Barbara Loden, USA, 1971, 105m.

All screenings of Wanda will be shown with English subtitles (not Descriptive Subtitles).

The screening on the 21st of April will be followed by a discussion in the Garden Bar, moderated by season programmer Dr Alice Pember (University of Warwick). Please join us to discuss what you thought of the film’s themes and images: can we consider Wanda to be a feminist film and is it still relevant today?


The third film in our Trailblazers: Women in New Hollywood season, a series of films highlighting the visionary filmmaking and lasting legacies of women directors in the New Hollywood era, is Wanda, Barbara Loden’s groundbreaking vision of working-class womanhood on the fringes of American society.


Synopsis:


Wanda (Barbara Loden) is a wanderer in an impoverished Rust Belt town. Futureless and directionless, she moves from bar to bar and man to man, eventually taking up with a small time criminal. Inspired by a news report of a woman who thanked a judge for sending her to prison, this is a brutal and often harrowing portrait of a life lived at the fringes of American society.


The Garden Cinema view:


Initially panned by critics (including Pauline Kael) and overshadowed by the work of her husband Elia Kazan, Wanda, made by Loden over five years and on a shoestring budget, has been hailed by critics and scholars as a feminist masterpiece since its re-discovery in the 1990s.  

 

Crystallising the resistant and radical form and style of women’s narrative filmmaking in this period, the film (which Barbara Loden dubbed her ‘anti Bonnie and Clyde’) rejects the stylistic bombast of male-directed New Hollywood films. Echoing the imagery of the road movie and the heist film, Wanda filters the tropes of these emerging genre forms through the lens of a precarious women.


Decades ahead of its time in both style and intersectional feminist politics, Wanda stands testament to the visionary contribution of its director, who tragically died at the age of 48.  
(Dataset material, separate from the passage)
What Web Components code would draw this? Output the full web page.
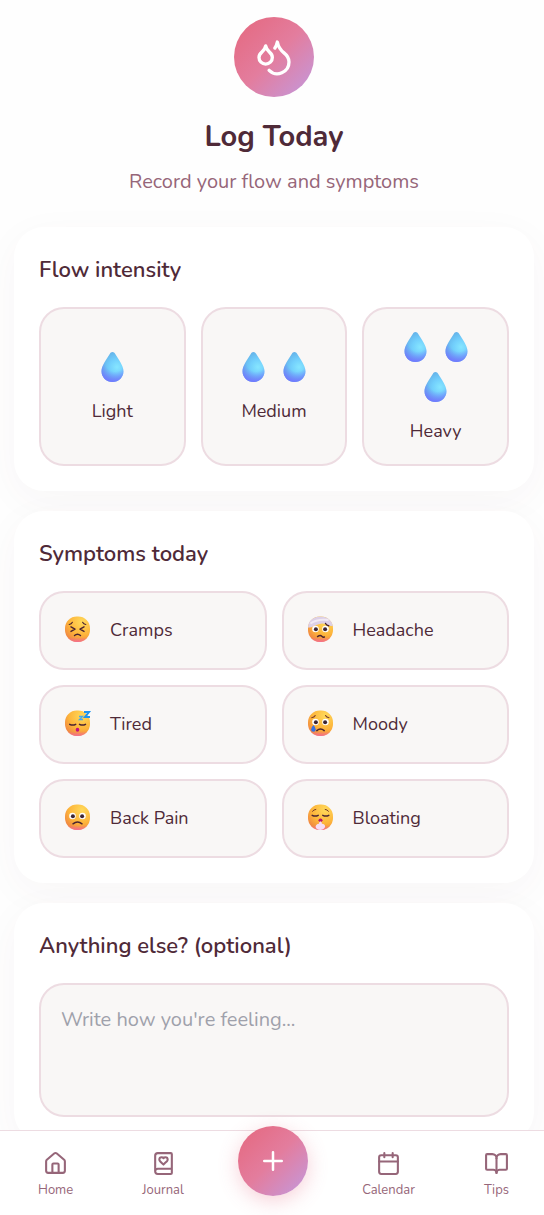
<!DOCTYPE html>
<html lang="en">
<head>
<meta charset="utf-8">
<meta name="viewport" content="width=device-width, initial-scale=1">
<title>Log Today</title>
<style>
    :root {
        --ink: #4f2a38;
        --muted: #966679;
        --line: #eddce2;
        --tile: #f9f7f6;
        --brand: linear-gradient(135deg, #e5677d 0%, #e37d9e 50%, #c29ae0 100%);
    }
    body {
        margin: 0; height: 100vh; display: flex; flex-direction: column;
        background: #fefefe; color: var(--ink);
        font-family: Nunito, Lato, "Noto Sans", sans-serif; font-size: 18px;
    }
    main {
        flex: 1; min-height: 0; overflow: hidden auto; scrollbar-width: none;
        display: flex; flex-direction: column; gap: 20px; padding: 17px 10px 20px 14px;
    }
    .flow { display: grid; grid-template-columns: repeat(3, 1fr); gap: 15px; }
    .symptoms { display: grid; grid-template-columns: repeat(2, 1fr); gap: 15px; }
</style>
</head>
<body>
<main>
    <log-header>
        <span slot="title">Log Today</span>
        <span slot="subtitle">Record your flow and symptoms</span>
    </log-header>
    <log-card>
        <span slot="title">Flow intensity</span>
        <div class="flow">
            <flow-option drops="1">Light</flow-option>
            <flow-option drops="2">Medium</flow-option>
            <flow-option drops="3">Heavy</flow-option>
        </div>
    </log-card>
    <log-card>
        <span slot="title">Symptoms today</span>
        <div class="symptoms">
            <symptom-option face="cramps">Cramps</symptom-option>
            <symptom-option face="headache">Headache</symptom-option>
            <symptom-option face="tired">Tired</symptom-option>
            <symptom-option face="moody">Moody</symptom-option>
            <symptom-option face="back">Back Pain</symptom-option>
            <symptom-option face="bloating">Bloating</symptom-option>
        </div>
    </log-card>
    <notes-card label="Anything else? (optional)" placeholder="Write how you're feeling..."></notes-card>
</main>
<bottom-nav>
    <nav-item icon="home" href="#home">Home</nav-item>
    <nav-item icon="journal" href="#journal">Journal</nav-item>
    <add-button></add-button>
    <nav-item icon="calendar" href="#calendar">Calendar</nav-item>
    <nav-item icon="tips" href="#tips">Tips</nav-item>
</bottom-nav>

<script>
const ICONS = {
    drops: '<path d="M7 16.3c2.2 0 4-1.83 4-4.05 0-1.16-.57-2.26-1.71-3.19S7.29 6.75 7 5.3c-.29 1.45-1.14 2.84-2.29 3.76S3 11.1 3 12.25c0 2.22 1.8 4.05 4 4.05z"/><path d="M12.56 6.6A10.97 10.97 0 0 0 14 3.02c.5 2.5 2 4.9 4 6.5s3 3.5 3 5.5a6.98 6.98 0 0 1-11.91 4.97"/>',
    home: '<path d="M15 21v-8a1 1 0 0 0-1-1h-4a1 1 0 0 0-1 1v8"/><path d="M3 10a2 2 0 0 1 .709-1.528l7-5.999a2 2 0 0 1 2.582 0l7 5.999A2 2 0 0 1 21 10v9a2 2 0 0 1-2 2H5a2 2 0 0 1-2-2z"/>',
    journal: '<path d="M16 8.2A2.22 2.22 0 0 0 13.8 6c-.8 0-1.4.3-1.8.9-.4-.6-1-.9-1.8-.9A2.22 2.22 0 0 0 8 8.2c0 .6.3 1.2.7 1.6A226.652 226.652 0 0 0 12 13a404 404 0 0 0 3.3-3.1 2.413 2.413 0 0 0 .7-1.7"/><path d="M4 19.5v-15A2.5 2.5 0 0 1 6.5 2H19a1 1 0 0 1 1 1v18a1 1 0 0 1-1 1H6.5a1 1 0 0 1 0-5H20"/>',
    calendar: '<path d="M8 2v4M16 2v4M3 10h18"/><rect width="18" height="18" x="3" y="4" rx="2"/>',
    tips: '<path d="M12 7v14"/><path d="M3 18a1 1 0 0 1-1-1V4a1 1 0 0 1 1-1h5a4 4 0 0 1 4 4 4 4 0 0 1 4-4h5a1 1 0 0 1 1 1v13a1 1 0 0 1-1 1h-6a3 3 0 0 0-3 3 3 3 0 0 0-3-3z"/>',
    plus: '<path d="M5 12h14M12 5v14"/>'
};

function icon(name, size) {
    return `<svg width="${size}" height="${size}" viewBox="0 0 24 24" fill="none" stroke="currentColor"
        stroke-width="2" stroke-linecap="round" stroke-linejoin="round" aria-hidden="true">${ICONS[name]}</svg>`;
}

const OPEN_EYES = `
    <circle cx="11.5" cy="15" r="3.3" fill="#fff"/><circle cx="21.5" cy="15" r="3.3" fill="#fff"/>
    <circle cx="11.9" cy="15.2" r="2" fill="#3d2634"/><circle cx="21.1" cy="15.2" r="2" fill="#3d2634"/>`;

const FACES = {
    cramps: `<g fill="none" stroke="#4b2431" stroke-linecap="round" stroke-linejoin="round" stroke-width="1.4">
        <path d="M10 13.8l4 2.3-4 2.3M23 13.8l-4 2.3 4 2.3"/>
        <path d="M8.2 11.5q2.2-.2 3.2-2.2M24.8 11.5q-2.2-.2-3.2-2.2" stroke-width="1.1"/>
        <path d="M13.5 22.6q3-2.8 6 0"/></g>`,
    headache: `<path d="M4 14.6C4 7.5 9.5 3.4 16.5 3.4c6.8 0 11.6 4.200 12.400 9.600-3.600.6-6.300-2.600-10.400-2.600-5.300 0-8.600 4-14.500 4.200z" fill="#ddd0e6"/>
        <path d="M6.500 10.500Q13 5.500 24.500 7" fill="none" stroke="#f1e9f4" stroke-width="2"/>
        <g transform="translate(0 1)">${OPEN_EYES}</g>
        <path d="M21.500 10.500q1 2 3.200 2.300M13.500 23.600q2.800-2 4.300-.4t2.600.7" fill="none" stroke="#4b2431" stroke-width="1.4" stroke-linecap="round"/>`,
    tired: `<path d="M8.700 17.300q3 1.600 6 0M18.500 17.300q3 1.600 6 0" fill="none" stroke="#4b2431" stroke-width="1.5" stroke-linecap="round"/>
        <ellipse cx="16.500" cy="22.800" rx="1.800" ry="2" fill="#c3117d"/>
        <path d="M23 5h5l-4 5h5" fill="none" stroke="#1e94ef" stroke-width="2"/>
        <path d="M18 9.500h3.500l-3 3H22" fill="none" stroke="#4aa9e8" stroke-width="1.3"/>`,
    moody: `${OPEN_EYES}
        <path d="M7.700 10.800q2.500-.3 3.500-2.300M25 10.800q-2.500-.3-3.500-2.300" fill="none" stroke="#7a3c2b" stroke-width="1.1" stroke-linecap="round"/>
        <path d="M12.800 23.600q3.700-3.300 7.400 0" fill="none" stroke="#4b2431" stroke-width="1.5" stroke-linecap="round"/>
        <path d="M9.400 18q2.300 2.500 2.300 4.500a2.300 2.300 0 0 1-4.600 0q0-2 2.300-4.500z" fill="#346fe3"/>`,
    back: `${OPEN_EYES}
        <path d="M12 22.800q4.500-3.600 9 0" fill="none" stroke="#4b2431" stroke-width="1.5" stroke-linecap="round"/>`,
    bloating: `<path d="M8.200 14.300q3 1.600 6 0M18.800 14.300q3 1.600 6 0" fill="none" stroke="#4b2431" stroke-width="1.5" stroke-linecap="round"/>
        <path d="M8.500 10.300q1.300-1.800 3.300-1.900M24.500 10.300q-1.300-1.800-3.300-1.900" fill="none" stroke="#7a3c2b" stroke-width="1" stroke-linecap="round"/>
        <ellipse cx="16.500" cy="19.300" rx="2" ry="1.700" fill="#b8146e"/>
        <path d="M16.500 20.300q1.700 1 1.400 2.500 3 0 3.200 2.700-.3 2.800-4.600 3.400-4.600-.3-4.900-3.200.3-2.600 3.400-2.900-.1-1.600 1.500-2.500z" fill="#f6ddf6"/>`
};

class LogHeader extends HTMLElement {
    constructor() {
        super();
        this.attachShadow({ mode: 'open' });
    }

    connectedCallback() {
        this.shadowRoot.innerHTML = `
<style>
    :host { display: block; text-align: center; padding-bottom: 10px; }
    .badge { display: flex; align-items: center; justify-content: center; width: 80px; height: 80px;
        margin: 0 auto 20px; border-radius: 50%; background: var(--brand); color: #fff; }
    h1 { margin: 0 0 10px; font-size: 29px; line-height: 40px; font-weight: 700; }
    p { margin: 0; font-size: 20px; line-height: 30px; color: var(--muted); }
</style>
<div class="badge">${icon('drops', 40)}</div>
<h1><slot name="title"></slot></h1>
<p><slot name="subtitle"></slot></p>`;
    }
}
window.customElements.define('log-header', LogHeader);

const CARD_STYLE = `
    :host { display: block; padding: 25px; border-radius: 30px; background: #fff;
        box-shadow: 0 10px 40px rgba(110, 40, 70, .04); }
    .title { display: block; margin: 0 0 18px; font-size: 22px; line-height: 37px; font-weight: 600; }`;

class LogCard extends HTMLElement {
    constructor() {
        super();
        this.attachShadow({ mode: 'open' });
    }

    connectedCallback() {
        this.shadowRoot.innerHTML = `
<style>${CARD_STYLE}</style>
<h2 class="title"><slot name="title"></slot></h2>
<slot></slot>`;
    }
}
window.customElements.define('log-card', LogCard);

class NotesCard extends HTMLElement {
    constructor() {
        super();
        this.attachShadow({ mode: 'open' });
    }

    connectedCallback() {
        this.shadowRoot.innerHTML = `
<style>${CARD_STYLE}
    textarea { display: block; box-sizing: border-box; width: 100%; padding: 20px; resize: none;
        border: 2px solid var(--line); border-radius: 25px; background: var(--tile); color: inherit;
        font-family: inherit; font-size: 20px; line-height: 30px; outline: none; }
    textarea:focus { border-color: #e37d9e; }
    textarea::placeholder { color: #9fa1ab; opacity: 1; }
</style>
<label class="title" for="notes"></label>
<textarea id="notes" rows="3"></textarea>`;
        this.shadowRoot.querySelector('label').innerText = this.getAttribute('label');
        this.shadowRoot.querySelector('textarea').setAttribute('placeholder', this.getAttribute('placeholder'));
    }
}
window.customElements.define('notes-card', NotesCard);

// shared by the flow and symptom tiles
const TILE_STYLE = `
    :host { display: block; }
    button { display: flex; box-sizing: border-box; width: 100%; height: 100%; padding: 20px; align-items: center;
        border: 2px solid var(--line); border-radius: 25px; background: var(--tile); color: inherit;
        font: inherit; cursor: pointer; }
    button[aria-pressed="true"] { border-color: #e37d9e; background: #fdeef3; }
    svg { display: block; flex: none; }`;

class ToggleTile extends HTMLElement {
    constructor() {
        super();
        this.attachShadow({ mode: 'open' });
    }

    connectedCallback() {
        this.render();
        this.shadowRoot.querySelector('button').addEventListener('click', this.onClick.bind(this));
    }

    onClick(e) {
        var button = e.currentTarget;
        button.setAttribute('aria-pressed', button.getAttribute('aria-pressed') !== 'true');
    }
}

class FlowOption extends ToggleTile {
    render() {
        var shape = 'M20.5 3c1.2 0 2 .8 2.600 1.800 3.700 6.200 8.400 12.200 8.400 17.400 0 6.100-4.900 10.800-11 10.800s-11-4.700-11-10.800c0-5.200 4.700-11.200 8.400-17.400.6-1 1.400-1.800 2.600-1.800z';
        var drop = `<svg width="41" height="40" viewBox="0 0 41 40" aria-hidden="true">
    <defs>
        <radialGradient id="body" gradientUnits="userSpaceOnUse" cx="25" cy="18" r="17">
            <stop offset="0" stop-color="#86e6ff"/><stop offset=".45" stop-color="#72cffc"/><stop offset="1" stop-color="#62aee6"/>
        </radialGradient>
        <radialGradient id="base" gradientUnits="userSpaceOnUse" cx="23" cy="13" r="21">
            <stop offset=".45" stop-color="#7279ff" stop-opacity="0"/><stop offset=".95" stop-color="#7279ff"/>
        </radialGradient>
    </defs>
    <path d="${shape}" fill="url(#body)"/>
    <path d="${shape}" fill="url(#base)"/>
</svg>`;
        this.shadowRoot.innerHTML = `
<style>${TILE_STYLE}
    button { flex-direction: column; justify-content: center; gap: 10px; line-height: 25px; }
    .drops { display: flex; flex-wrap: wrap; justify-content: center; }
</style>
<button type="button" aria-pressed="false">
    <span class="drops">${drop.repeat(Number(this.getAttribute('drops')))}</span>
    <span><slot></slot></span>
</button>`;
    }
}
window.customElements.define('flow-option', FlowOption);

class SymptomOption extends ToggleTile {
    render() {
        this.shadowRoot.innerHTML = `
<style>${TILE_STYLE}
    button { gap: 15px; line-height: 35px; text-align: left; }
</style>
<button type="button" aria-pressed="false">
    <svg width="34" height="35" viewBox="0 0 34 35" aria-hidden="true">
        <defs>
            <radialGradient id="skin" gradientUnits="userSpaceOnUse" cx="21" cy="9" r="22">
                <stop offset="0" stop-color="#ffd95a"/><stop offset=".6" stop-color="#fdb43a"/><stop offset="1" stop-color="#ee8044"/>
            </radialGradient>
            <linearGradient id="chin" x1="0" y1="0" x2="0" y2="1">
                <stop offset=".82" stop-color="#f66a9c" stop-opacity="0"/><stop offset="1" stop-color="#f66a9c" stop-opacity=".85"/>
            </linearGradient>
        </defs>
        <rect x="4" y="3.5" width="25" height="25.4" rx="11.8" fill="url(#skin)"/>
        <rect x="4" y="3.5" width="25" height="25.4" rx="11.8" fill="url(#chin)"/>
        ${FACES[this.getAttribute('face')]}
    </svg>
    <span><slot></slot></span>
</button>`;
    }
}
window.customElements.define('symptom-option', SymptomOption);

class BottomNav extends HTMLElement {
    constructor() {
        super();
        this.attachShadow({ mode: 'open' });
    }

    connectedCallback() {
        this.shadowRoot.innerHTML = `
<style>
    :host { display: block; position: relative; z-index: 1; border-top: 1px solid var(--line); background: #fff; }
    nav { display: flex; justify-content: space-between; align-items: flex-start; padding: 10px 20px 6px 23px; }
</style>
<nav aria-label="Main"><slot></slot></nav>`;
    }
}
window.customElements.define('bottom-nav', BottomNav);

class NavItem extends HTMLElement {
    constructor() {
        super();
        this.attachShadow({ mode: 'open' });
    }

    connectedCallback() {
        this.shadowRoot.innerHTML = `
<style>
    :host { display: block; }
    a { display: flex; flex-direction: column; align-items: center; gap: 5px; padding: 10px 15px;
        color: var(--muted); text-decoration: none; font-size: 13px; line-height: 18px; }
    svg { display: block; }
</style>
<a href="${this.getAttribute('href')}">${icon(this.getAttribute('icon'), 25)}<span><slot></slot></span></a>`;
    }
}
window.customElements.define('nav-item', NavItem);

class AddButton extends HTMLElement {
    constructor() {
        super();
        this.attachShadow({ mode: 'open' });
    }

    connectedCallback() {
        this.shadowRoot.innerHTML = `
<style>
    :host { display: block; margin-top: -15px; }
    button { display: flex; align-items: center; justify-content: center; width: 70px; height: 70px; padding: 0;
        border: 0; border-radius: 50%; background: var(--brand); color: #fff; cursor: pointer;
        box-shadow: 0 5px 20px rgba(229, 103, 125, .3); }
</style>
<button type="button" aria-label="Add entry">${icon('plus', 30)}</button>`;
    }
}
window.customElements.define('add-button', AddButton);
</script>
</body>
</html>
Dr Alice Pember is a Teaching Fellow at the University of Warwick. Her research interests include independent cinema, feminist film philosophy and dance and pop music on screen. Her research has appeared in Modern and Contemporary France, French Screen Studies and Film-Philosophy journals. She teaches across areas related to independent French, British and American cinema, film philosophy and queer and women's cinema. Her monograph The Dancing Girl in Contemporary Cinema will be published next year with Edinburgh University Press.